START

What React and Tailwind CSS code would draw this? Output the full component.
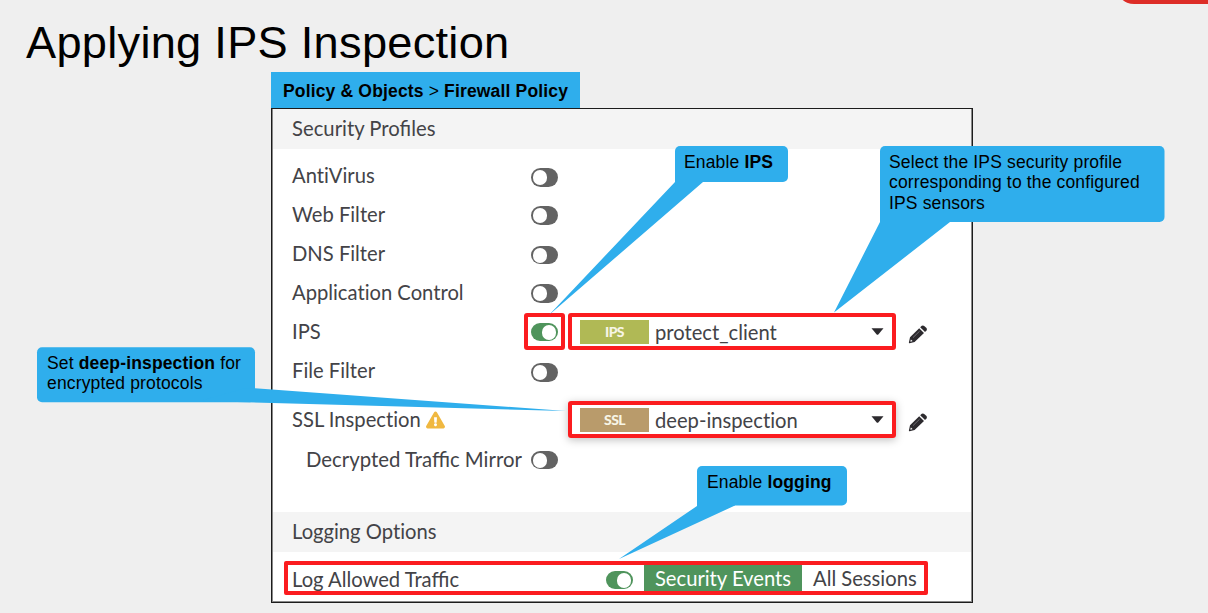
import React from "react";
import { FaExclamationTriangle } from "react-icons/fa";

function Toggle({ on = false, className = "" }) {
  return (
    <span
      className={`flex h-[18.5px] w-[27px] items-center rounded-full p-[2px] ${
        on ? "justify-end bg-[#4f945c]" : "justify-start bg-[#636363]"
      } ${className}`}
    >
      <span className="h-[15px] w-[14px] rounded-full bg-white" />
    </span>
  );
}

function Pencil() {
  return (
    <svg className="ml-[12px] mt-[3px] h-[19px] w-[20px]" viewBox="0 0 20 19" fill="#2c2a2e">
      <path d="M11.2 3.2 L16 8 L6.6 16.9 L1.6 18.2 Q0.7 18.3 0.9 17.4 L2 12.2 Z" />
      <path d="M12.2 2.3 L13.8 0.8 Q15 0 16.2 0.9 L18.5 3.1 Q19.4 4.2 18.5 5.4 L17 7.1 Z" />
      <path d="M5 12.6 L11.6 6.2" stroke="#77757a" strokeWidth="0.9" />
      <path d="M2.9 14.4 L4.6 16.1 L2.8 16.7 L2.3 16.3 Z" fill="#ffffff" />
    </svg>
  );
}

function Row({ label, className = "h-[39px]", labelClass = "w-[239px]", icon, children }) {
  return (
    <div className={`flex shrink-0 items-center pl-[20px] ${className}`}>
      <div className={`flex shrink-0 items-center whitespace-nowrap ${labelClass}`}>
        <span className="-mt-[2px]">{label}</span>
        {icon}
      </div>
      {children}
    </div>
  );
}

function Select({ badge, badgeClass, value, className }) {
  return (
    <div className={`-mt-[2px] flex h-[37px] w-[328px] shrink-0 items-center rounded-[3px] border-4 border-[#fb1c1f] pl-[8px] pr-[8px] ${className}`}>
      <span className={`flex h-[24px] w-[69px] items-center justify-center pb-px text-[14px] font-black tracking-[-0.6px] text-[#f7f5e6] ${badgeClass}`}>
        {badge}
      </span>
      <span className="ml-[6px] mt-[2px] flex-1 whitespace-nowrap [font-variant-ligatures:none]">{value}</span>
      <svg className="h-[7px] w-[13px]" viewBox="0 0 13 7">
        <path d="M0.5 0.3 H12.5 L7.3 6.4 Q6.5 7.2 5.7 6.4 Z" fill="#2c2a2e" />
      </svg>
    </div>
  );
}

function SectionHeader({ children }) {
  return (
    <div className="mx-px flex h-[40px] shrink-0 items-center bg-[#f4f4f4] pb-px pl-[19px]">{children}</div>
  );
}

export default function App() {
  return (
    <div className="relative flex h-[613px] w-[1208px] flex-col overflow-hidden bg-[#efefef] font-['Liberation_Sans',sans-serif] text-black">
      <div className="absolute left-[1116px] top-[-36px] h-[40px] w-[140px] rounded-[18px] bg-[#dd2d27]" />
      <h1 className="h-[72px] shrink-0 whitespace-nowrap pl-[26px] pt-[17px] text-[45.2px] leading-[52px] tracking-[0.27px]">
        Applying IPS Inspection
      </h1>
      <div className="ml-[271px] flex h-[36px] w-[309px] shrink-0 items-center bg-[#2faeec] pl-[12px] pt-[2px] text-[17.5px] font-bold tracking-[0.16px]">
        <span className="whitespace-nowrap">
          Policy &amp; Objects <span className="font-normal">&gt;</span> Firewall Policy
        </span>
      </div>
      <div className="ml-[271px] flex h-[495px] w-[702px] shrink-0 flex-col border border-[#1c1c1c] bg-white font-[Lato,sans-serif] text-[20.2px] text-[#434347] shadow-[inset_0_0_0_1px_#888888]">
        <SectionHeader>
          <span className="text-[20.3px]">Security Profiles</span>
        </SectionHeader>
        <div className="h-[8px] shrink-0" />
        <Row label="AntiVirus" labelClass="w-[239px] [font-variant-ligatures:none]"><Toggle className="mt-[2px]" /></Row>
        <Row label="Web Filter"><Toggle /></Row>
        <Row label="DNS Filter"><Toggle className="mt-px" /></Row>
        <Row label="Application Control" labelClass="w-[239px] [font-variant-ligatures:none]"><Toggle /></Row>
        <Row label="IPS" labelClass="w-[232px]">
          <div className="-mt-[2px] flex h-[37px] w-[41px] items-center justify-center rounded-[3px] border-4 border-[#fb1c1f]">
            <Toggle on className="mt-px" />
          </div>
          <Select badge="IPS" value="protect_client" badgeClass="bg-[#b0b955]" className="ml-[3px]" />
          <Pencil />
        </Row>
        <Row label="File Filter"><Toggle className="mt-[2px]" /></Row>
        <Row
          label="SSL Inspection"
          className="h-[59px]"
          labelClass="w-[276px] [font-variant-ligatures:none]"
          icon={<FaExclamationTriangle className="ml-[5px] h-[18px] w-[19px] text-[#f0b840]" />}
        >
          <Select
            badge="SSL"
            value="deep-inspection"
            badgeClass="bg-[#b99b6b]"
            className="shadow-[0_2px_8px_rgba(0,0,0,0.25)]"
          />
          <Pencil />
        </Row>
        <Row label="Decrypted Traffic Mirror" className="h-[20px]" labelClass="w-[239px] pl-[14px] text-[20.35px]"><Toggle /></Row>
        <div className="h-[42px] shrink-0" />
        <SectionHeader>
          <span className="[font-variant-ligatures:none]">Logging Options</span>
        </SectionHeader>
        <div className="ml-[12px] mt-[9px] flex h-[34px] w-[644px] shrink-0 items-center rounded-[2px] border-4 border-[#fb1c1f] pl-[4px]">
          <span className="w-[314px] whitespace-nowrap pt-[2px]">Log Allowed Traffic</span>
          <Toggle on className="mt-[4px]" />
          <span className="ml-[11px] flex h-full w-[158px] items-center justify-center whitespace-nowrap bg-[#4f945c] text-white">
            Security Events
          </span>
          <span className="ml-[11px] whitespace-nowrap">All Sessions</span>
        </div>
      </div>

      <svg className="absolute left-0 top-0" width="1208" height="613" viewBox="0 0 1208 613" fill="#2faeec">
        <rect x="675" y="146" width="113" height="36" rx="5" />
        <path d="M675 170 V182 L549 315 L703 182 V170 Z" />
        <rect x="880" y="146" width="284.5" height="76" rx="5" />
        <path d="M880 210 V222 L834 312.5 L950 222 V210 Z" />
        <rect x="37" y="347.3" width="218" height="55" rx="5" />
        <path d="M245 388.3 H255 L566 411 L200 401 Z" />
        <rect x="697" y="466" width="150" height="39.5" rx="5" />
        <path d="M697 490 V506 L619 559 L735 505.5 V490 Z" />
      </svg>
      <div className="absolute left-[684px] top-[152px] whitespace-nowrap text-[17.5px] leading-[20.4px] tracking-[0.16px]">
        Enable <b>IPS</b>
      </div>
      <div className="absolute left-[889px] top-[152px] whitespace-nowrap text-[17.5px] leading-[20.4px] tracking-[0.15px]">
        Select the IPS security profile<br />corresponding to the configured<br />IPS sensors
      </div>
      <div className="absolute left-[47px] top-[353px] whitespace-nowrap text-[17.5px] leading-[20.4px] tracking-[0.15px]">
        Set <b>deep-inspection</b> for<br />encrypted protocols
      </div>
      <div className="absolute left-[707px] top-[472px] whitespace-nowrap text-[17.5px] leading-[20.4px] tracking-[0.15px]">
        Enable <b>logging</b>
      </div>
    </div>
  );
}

END

> EXERCISE BRIEF:
Write the listing out a second time exactly, dropping all images.

> SOLUTION FOR THIS PROBLEM:
What React and Tailwind CSS code would draw this? Output the full component.
import React from "react";
import { FaExclamationTriangle } from "react-icons/fa";

function Toggle({ on = false, className = "" }) {
  return (
    <span
      className={`flex h-[18.5px] w-[27px] items-center rounded-full p-[2px] ${
        on ? "justify-end bg-[#4f945c]" : "justify-start bg-[#636363]"
      } ${className}`}
    >
      <span className="h-[15px] w-[14px] rounded-full bg-white" />
    </span>
  );
}

function Pencil() {
  return (
    <svg className="ml-[12px] mt-[3px] h-[19px] w-[20px]" viewBox="0 0 20 19" fill="#2c2a2e">
      <path d="M11.2 3.2 L16 8 L6.6 16.9 L1.6 18.2 Q0.7 18.3 0.9 17.4 L2 12.2 Z" />
      <path d="M12.2 2.3 L13.8 0.8 Q15 0 16.2 0.9 L18.5 3.1 Q19.4 4.2 18.5 5.4 L17 7.1 Z" />
      <path d="M5 12.6 L11.6 6.2" stroke="#77757a" strokeWidth="0.9" />
      <path d="M2.9 14.4 L4.6 16.1 L2.8 16.7 L2.3 16.3 Z" fill="#ffffff" />
    </svg>
  );
}

function Row({ label, className = "h-[39px]", labelClass = "w-[239px]", icon, children }) {
  return (
    <div className={`flex shrink-0 items-center pl-[20px] ${className}`}>
      <div className={`flex shrink-0 items-center whitespace-nowrap ${labelClass}`}>
        <span className="-mt-[2px]">{label}</span>
        {icon}
      </div>
      {children}
    </div>
  );
}

function Select({ badge, badgeClass, value, className }) {
  return (
    <div className={`-mt-[2px] flex h-[37px] w-[328px] shrink-0 items-center rounded-[3px] border-4 border-[#fb1c1f] pl-[8px] pr-[8px] ${className}`}>
      <span className={`flex h-[24px] w-[69px] items-center justify-center pb-px text-[14px] font-black tracking-[-0.6px] text-[#f7f5e6] ${badgeClass}`}>
        {badge}
      </span>
      <span className="ml-[6px] mt-[2px] flex-1 whitespace-nowrap [font-variant-ligatures:none]">{value}</span>
      <svg className="h-[7px] w-[13px]" viewBox="0 0 13 7">
        <path d="M0.5 0.3 H12.5 L7.3 6.4 Q6.5 7.2 5.7 6.4 Z" fill="#2c2a2e" />
      </svg>
    </div>
  );
}

function SectionHeader({ children }) {
  return (
    <div className="mx-px flex h-[40px] shrink-0 items-center bg-[#f4f4f4] pb-px pl-[19px]">{children}</div>
  );
}

export default function App() {
  return (
    <div className="relative flex h-[613px] w-[1208px] flex-col overflow-hidden bg-[#efefef] font-['Liberation_Sans',sans-serif] text-black">
      <div className="absolute left-[1116px] top-[-36px] h-[40px] w-[140px] rounded-[18px] bg-[#dd2d27]" />
      <h1 className="h-[72px] shrink-0 whitespace-nowrap pl-[26px] pt-[17px] text-[45.2px] leading-[52px] tracking-[0.27px]">
        Applying IPS Inspection
      </h1>
      <div className="ml-[271px] flex h-[36px] w-[309px] shrink-0 items-center bg-[#2faeec] pl-[12px] pt-[2px] text-[17.5px] font-bold tracking-[0.16px]">
        <span className="whitespace-nowrap">
          Policy &amp; Objects <span className="font-normal">&gt;</span> Firewall Policy
        </span>
      </div>
      <div className="ml-[271px] flex h-[495px] w-[702px] shrink-0 flex-col border border-[#1c1c1c] bg-white font-[Lato,sans-serif] text-[20.2px] text-[#434347] shadow-[inset_0_0_0_1px_#888888]">
        <SectionHeader>
          <span className="text-[20.3px]">Security Profiles</span>
        </SectionHeader>
        <div className="h-[8px] shrink-0" />
        <Row label="AntiVirus" labelClass="w-[239px] [font-variant-ligatures:none]"><Toggle className="mt-[2px]" /></Row>
        <Row label="Web Filter"><Toggle /></Row>
        <Row label="DNS Filter"><Toggle className="mt-px" /></Row>
        <Row label="Application Control" labelClass="w-[239px] [font-variant-ligatures:none]"><Toggle /></Row>
        <Row label="IPS" labelClass="w-[232px]">
          <div className="-mt-[2px] flex h-[37px] w-[41px] items-center justify-center rounded-[3px] border-4 border-[#fb1c1f]">
            <Toggle on className="mt-px" />
          </div>
          <Select badge="IPS" value="protect_client" badgeClass="bg-[#b0b955]" className="ml-[3px]" />
          <Pencil />
        </Row>
        <Row label="File Filter"><Toggle className="mt-[2px]" /></Row>
        <Row
          label="SSL Inspection"
          className="h-[59px]"
          labelClass="w-[276px] [font-variant-ligatures:none]"
          icon={<FaExclamationTriangle className="ml-[5px] h-[18px] w-[19px] text-[#f0b840]" />}
        >
          <Select
            badge="SSL"
            value="deep-inspection"
            badgeClass="bg-[#b99b6b]"
            className="shadow-[0_2px_8px_rgba(0,0,0,0.25)]"
          />
          <Pencil />
        </Row>
        <Row label="Decrypted Traffic Mirror" className="h-[20px]" labelClass="w-[239px] pl-[14px] text-[20.35px]"><Toggle /></Row>
        <div className="h-[42px] shrink-0" />
        <SectionHeader>
          <span className="[font-variant-ligatures:none]">Logging Options</span>
        </SectionHeader>
        <div className="ml-[12px] mt-[9px] flex h-[34px] w-[644px] shrink-0 items-center rounded-[2px] border-4 border-[#fb1c1f] pl-[4px]">
          <span className="w-[314px] whitespace-nowrap pt-[2px]">Log Allowed Traffic</span>
          <Toggle on className="mt-[4px]" />
          <span className="ml-[11px] flex h-full w-[158px] items-center justify-center whitespace-nowrap bg-[#4f945c] text-white">
            Security Events
          </span>
          <span className="ml-[11px] whitespace-nowrap">All Sessions</span>
        </div>
      </div>

      <svg className="absolute left-0 top-0" width="1208" height="613" viewBox="0 0 1208 613" fill="#2faeec">
        <rect x="675" y="146" width="113" height="36" rx="5" />
        <path d="M675 170 V182 L549 315 L703 182 V170 Z" />
        <rect x="880" y="146" width="284.5" height="76" rx="5" />
        <path d="M880 210 V222 L834 312.5 L950 222 V210 Z" />
        <rect x="37" y="347.3" width="218" height="55" rx="5" />
        <path d="M245 388.3 H255 L566 411 L200 401 Z" />
        <rect x="697" y="466" width="150" height="39.5" rx="5" />
        <path d="M697 490 V506 L619 559 L735 505.5 V490 Z" />
      </svg>
      <div className="absolute left-[684px] top-[152px] whitespace-nowrap text-[17.5px] leading-[20.4px] tracking-[0.16px]">
        Enable <b>IPS</b>
      </div>
      <div className="absolute left-[889px] top-[152px] whitespace-nowrap text-[17.5px] leading-[20.4px] tracking-[0.15px]">
        Select the IPS security profile<br />corresponding to the configured<br />IPS sensors
      </div>
      <div className="absolute left-[47px] top-[353px] whitespace-nowrap text-[17.5px] leading-[20.4px] tracking-[0.15px]">
        Set <b>deep-inspection</b> for<br />encrypted protocols
      </div>
      <div className="absolute left-[707px] top-[472px] whitespace-nowrap text-[17.5px] leading-[20.4px] tracking-[0.15px]">
        Enable <b>logging</b>
      </div>
    </div>
  );
}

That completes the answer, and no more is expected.